Generally accepted accounting principles, often referred to as GAAP, are standards that most business accountants adhere to. By using the same principles, all businesses can ensure that their accounts are easy for auditors to follow. GAAP requires salary to be listed as an expense, but since businesses do not pay employees every day, accountants must adjust the books to account for salaries that have not yet been paid at the end of an accounting period.
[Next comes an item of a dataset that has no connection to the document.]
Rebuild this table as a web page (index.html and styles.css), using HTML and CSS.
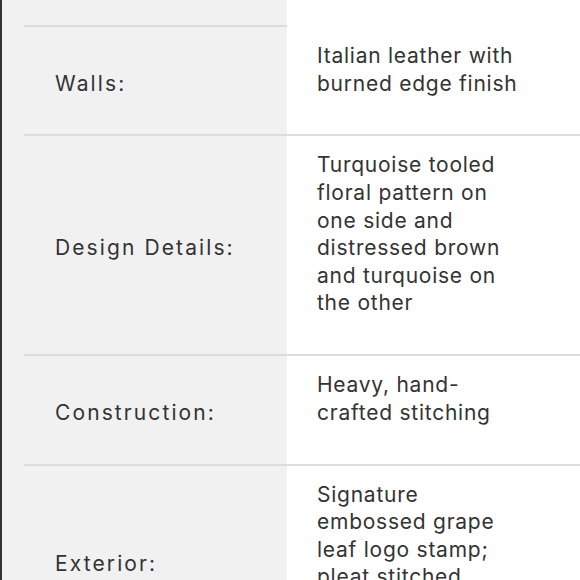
FILE: index.html
```html
<!DOCTYPE html>
<html lang="en">
<head>
<meta charset="utf-8">
<title>Product details</title>
<link rel="stylesheet" href="styles.css">
</head>
<body>
<div class="sheet">
  <div class="row row--tail">
    <div class="label"></div>
    <div class="value"></div>
  </div>
  <div class="row">
    <div class="label">Walls:</div>
    <div class="value"><p>Italian leather with burned edge finish</p></div>
  </div>
  <div class="row">
    <div class="label">Design Details:</div>
    <div class="value"><p>Turquoise tooled floral pattern on one side and distressed brown and turquoise on the other</p></div>
  </div>
  <div class="row">
    <div class="label">Construction:</div>
    <div class="value"><p>Heavy, hand-crafted stitching</p></div>
  </div>
  <div class="row">
    <div class="label">Exterior:</div>
    <div class="value"><p>Signature embossed grape leaf logo stamp; pleat stitched detailing</p></div>
  </div>
</div>
</body>
</html>
```
FILE: styles.css
```css
html, body {
  margin: 0;
  padding: 0;
  background: #ffffff;
}

body {
  font-family: "Inter", "Open Sans", sans-serif;
  color: #333333;
}

.sheet {
  border-left: 2px solid #333333;
  background: #f1f1f1;
  padding-left: 22px;
  min-height: 100vh;
}

.row {
  display: grid;
  grid-template-columns: 263px 1fr;
  border-top: 2px solid #dcdcdc;
}

.row--tail {
  border-top: 0;
  height: 25px;
}

.label {
  display: flex;
  align-items: center;
  padding: 5.6px 0 0 31px;
  font-size: 21px;
  line-height: 27.6px;
  letter-spacing: 2.1px;
}

.value {
  background: #ffffff;
  padding: 15px 60px 37.25px 30px;
  font-size: 21px;
  line-height: 27.6px;
  letter-spacing: 0.75px;
}

.value p {
  margin: 0;
  max-width: 203px;
}
```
Salaries are considered accrued expenses under the GAAP. Salaries accumulate throughout the pay period until the employer pays the employee. Thus, accountants list salaries as an accrued expense and list salaries that have not yet been paid at the time of reporting as "salaries payable," so that the ledgers balance and salaries are reported properly even if they have not yet been paid.
End of Year
If employees earn salaries at the end of one year but don't get paid until the following year, accountants must take the salary into account in both the December and January accounting ledgers. In December, the accountant lists the total amount of salary earned as an expense and then carries it over to January as salary payable. In January, the accountant lists salary earned in January as an expense and then lists salary payable from December underneath it to make it clear where each part of the salary owed comes from. For example, if employees earn $5,000 in December and then $8,000 during the first week of January, in December the $5,000 is listed as salary payable and in January the $8,000 is listed as salary expense, while the $5,000 is listed as salary payable for a total salary expense of $13,000.
Salary must be recorded as an accrued expense because most companies do not pay employees on a daily basis. Thus, each day employees work, they accumulate salary that must be paid to them on payday. The accumulated salary thus becomes a liability item until the company pays it off. If a company did pay employees on a daily basis, salary would be listed as a direct expense rather than as an accrued expense.
GAAP requires the accountant to list a summary of all salaries as one line item rather than listing each individual salary as an individual liability. This makes accounting clearer. For example, accountants list a total liability of $8,000 if they owe all employees $8,000 rather than listing the exact value of each paycheck the company owes to various employees.